Availability Management is often seen as the 'elephant in the room'... something that we know we need to discuss or implement, but often left for others or another day...
We recently blogged about 'Getting Started With Availability Management', hopefully you read it? Now we have produced a checklist to give you another prod... an elephant prod perhaps...
Whether implementing, operating or seeking to improve Availability Management, you should consider the items on the following check-list:
1. Availability Management Is Carried On Two Interconnected Levels – Service Availability And Component Availability.
The key issue here is the “interconnectedness”. It will be impossible to predict and manage service availability if you do not understand which components combine (and in which manner they combine) to form services. Equally it will probably be a waste of time trying to manage the component availability of every component, especially if many of those components are only used by less important services.
It will also be very important to understand the “interconnectedness” of Enabling Services and Core Services. Core Services are those that the users directly associate with achieving their outcomes. Enabling services have to be present for the Core Services to work. Customers and users are not particularity aware of the Enabling Services – unless they fail and in turn cause a failure of the Core Service. Improving the availability of an Enabling Service may improve the availability of many Core Services.
Enhancing Services may also be present. Often they are offered “free” and are not covered by an SLA. However if they are covered by an agreement, their “interconnectedness” with components, Core and Enabling services will also need to be understood.
There is an important implication here – you need to have an up-to-date Service Portfolio to understand the importance of each service.
2. The Importance Of A Service Asset & Configuration Management (SACM) Process.
As mentioned in Point 1 (above) understanding the “interconnectedness” of the components and services is critical. If you do not have a mature SACM process in place, then you will be forced to map components to services on an individual service-by-service basis.

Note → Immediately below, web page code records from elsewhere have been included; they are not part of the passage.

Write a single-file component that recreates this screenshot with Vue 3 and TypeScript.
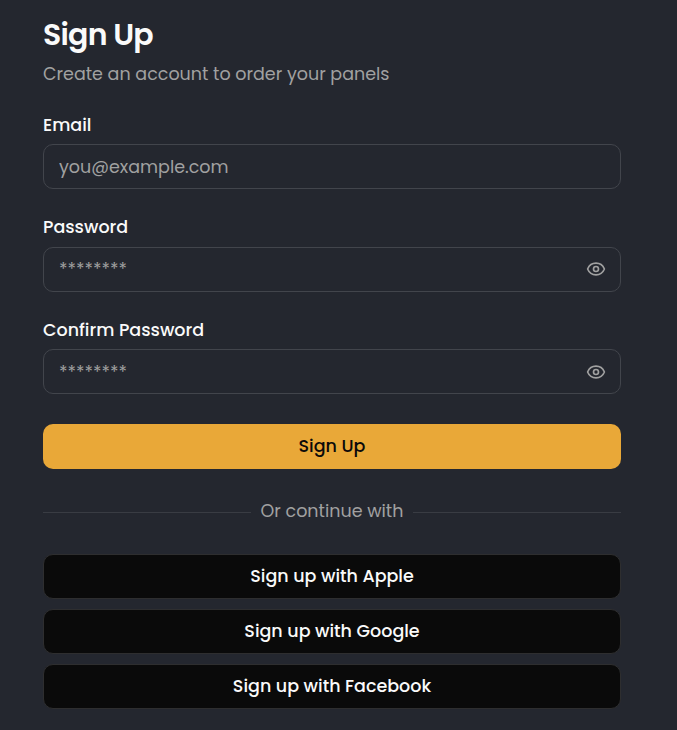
<script setup lang="ts">
import { reactive } from 'vue'

interface Field {
  id: string
  label: string
  placeholder: string
  secret: boolean
}

const fields: Field[] = [
  { id: 'email', label: 'Email', placeholder: 'you@example.com', secret: false },
  { id: 'password', label: 'Password', placeholder: '********', secret: true },
  { id: 'confirm', label: 'Confirm Password', placeholder: '********', secret: true },
]

const providers = ['Apple', 'Google', 'Facebook']

const values = reactive<Record<string, string>>({ email: '', password: '', confirm: '' })
const shown = reactive<Record<string, boolean>>({ password: false, confirm: false })

const inputType = (f: Field) => {
  if (!f.secret) return 'email'
  return shown[f.id] ? 'text' : 'password'
}
</script>

<template>
  <main class="signup">
    <header>
      <h1 class="title">Sign Up</h1>
      <p class="subtitle">Create an account to order your panels</p>
    </header>

    <form class="form" @submit.prevent>
      <div v-for="f in fields" :key="f.id" class="field">
        <label :for="f.id" class="label">{{ f.label }}</label>
        <div class="control">
          <input
            :id="f.id"
            v-model="values[f.id]"
            :type="inputType(f)"
            :placeholder="f.placeholder"
            class="input"
          />
          <button v-if="f.secret" type="button" class="toggle"
            aria-label="Toggle password visibility" @click="shown[f.id] = !shown[f.id]"
          >
            <svg viewBox="0 0 24 24" class="eye">
              <path d="M2.06 12.35a1 1 0 0 1 0-.7 10.75 10.75 0 0 1 19.88 0 1 1 0 0 1 0 .7 10.75 10.75 0 0 1-19.88 0" />
              <circle cx="12" cy="12" r="3" />
            </svg>
          </button>
        </div>
      </div>
      <button type="submit" class="btn primary">Sign Up</button>
    </form>

    <div class="divider"><span>Or continue with</span></div>

    <div class="social">
      <button v-for="p in providers" :key="p" type="button" class="btn dark">
        Sign up with {{ p }}
      </button>
    </div>
  </main>
</template>

<style>
body {
  margin: 0;
  background: #24272f;
}
</style>

<style scoped>
.signup {
  box-sizing: border-box;
  min-height: 730px;
  padding: 15.7px 56px 20px 43px;
  background: #24272f;
  color: #fafafa;
  font-family: Poppins, Inter, sans-serif;
  font-size: 17.5px;
}
.title {
  margin: 0;
  font-size: 30px;
  line-height: 37.5px;
  font-weight: 600;
  letter-spacing: -0.75px;
}
.subtitle {
  margin: 8.5px 0 30px;
  line-height: 25px;
  color: #a1a1a1;
}
.form {
  display: flex;
  flex-direction: column;
  gap: 30px;
}
.field {
  display: flex;
  flex-direction: column;
  gap: 10px;
}
.label {
  align-self: flex-start;
  line-height: 17.5px;
  font-weight: 500;
}
.control {
  position: relative;
  display: flex;
}
.input {
  box-sizing: border-box;
  width: 100%;
  height: 45px;
  padding: 0 15px;
  border: 1px solid #42454c;
  border-radius: 10px;
  background: transparent;
  color: #fafafa;
  font: inherit;
  outline: none;
}
.input::placeholder {
  color: #a1a1a1;
  opacity: 1;
}
.toggle {
  position: absolute;
  top: 0;
  right: 15px;
  display: flex;
  align-items: center;
  height: 100%;
  padding: 0;
  border: 0;
  background: none;
  color: #a1a1a1;
}
.eye {
  width: 20px;
  height: 20px;
  fill: none;
  stroke: currentColor;
  stroke-width: 2;
  stroke-linecap: round;
  stroke-linejoin: round;
}
.btn {
  box-sizing: border-box;
  height: 45px;
  padding: 0 0 2px;
  border: 0;
  border-radius: 10px;
  font: inherit;
  font-weight: 500;
}
.primary {
  background: #e9a838;
  color: #0a0a0a;
}
.divider {
  display: flex;
  align-items: center;
  gap: 10px;
  margin: 30px 0;
  line-height: 25px;
  color: #a1a1a1;
}
.divider::before,
.divider::after {
  content: '';
  flex: 1;
  height: 1px;
  margin-top: 1.5px;
  background: #393c43;
}
.social {
  display: flex;
  flex-direction: column;
  gap: 10px;
}
.btn.dark {
  border: 1px solid #2e2e2f;
  background: #0a0a0a;
  color: #fafafa;
}
</style>
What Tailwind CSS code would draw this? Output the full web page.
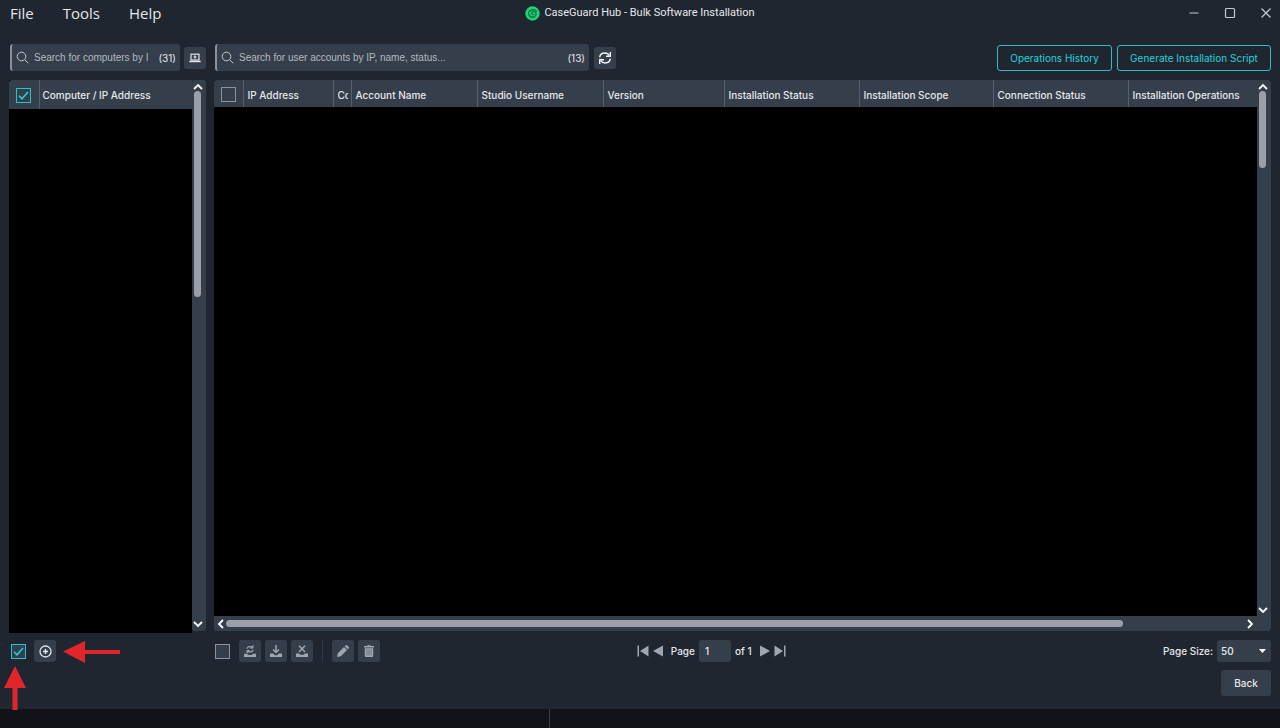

This is clearly very inefficient, with lots of duplicated work and data, as soon as you perform this for more than one service.
Therefore it is important to develop the SACM process along with the availability process. Creating the SACM process (and the Configuration Management System) can be a significant investment of time, effort and money - but the benefits will be felt throughout the service providing organisation (and by extension, the customers will also see benefits). Consider developing the SACM process as you develop Availability Management.
On the other hand, don’t allow the absence of SACM to stop you from doing any availability tasks at all!
3. Agree With Your Stakeholders When, Where And How You Will Measure Service Availability.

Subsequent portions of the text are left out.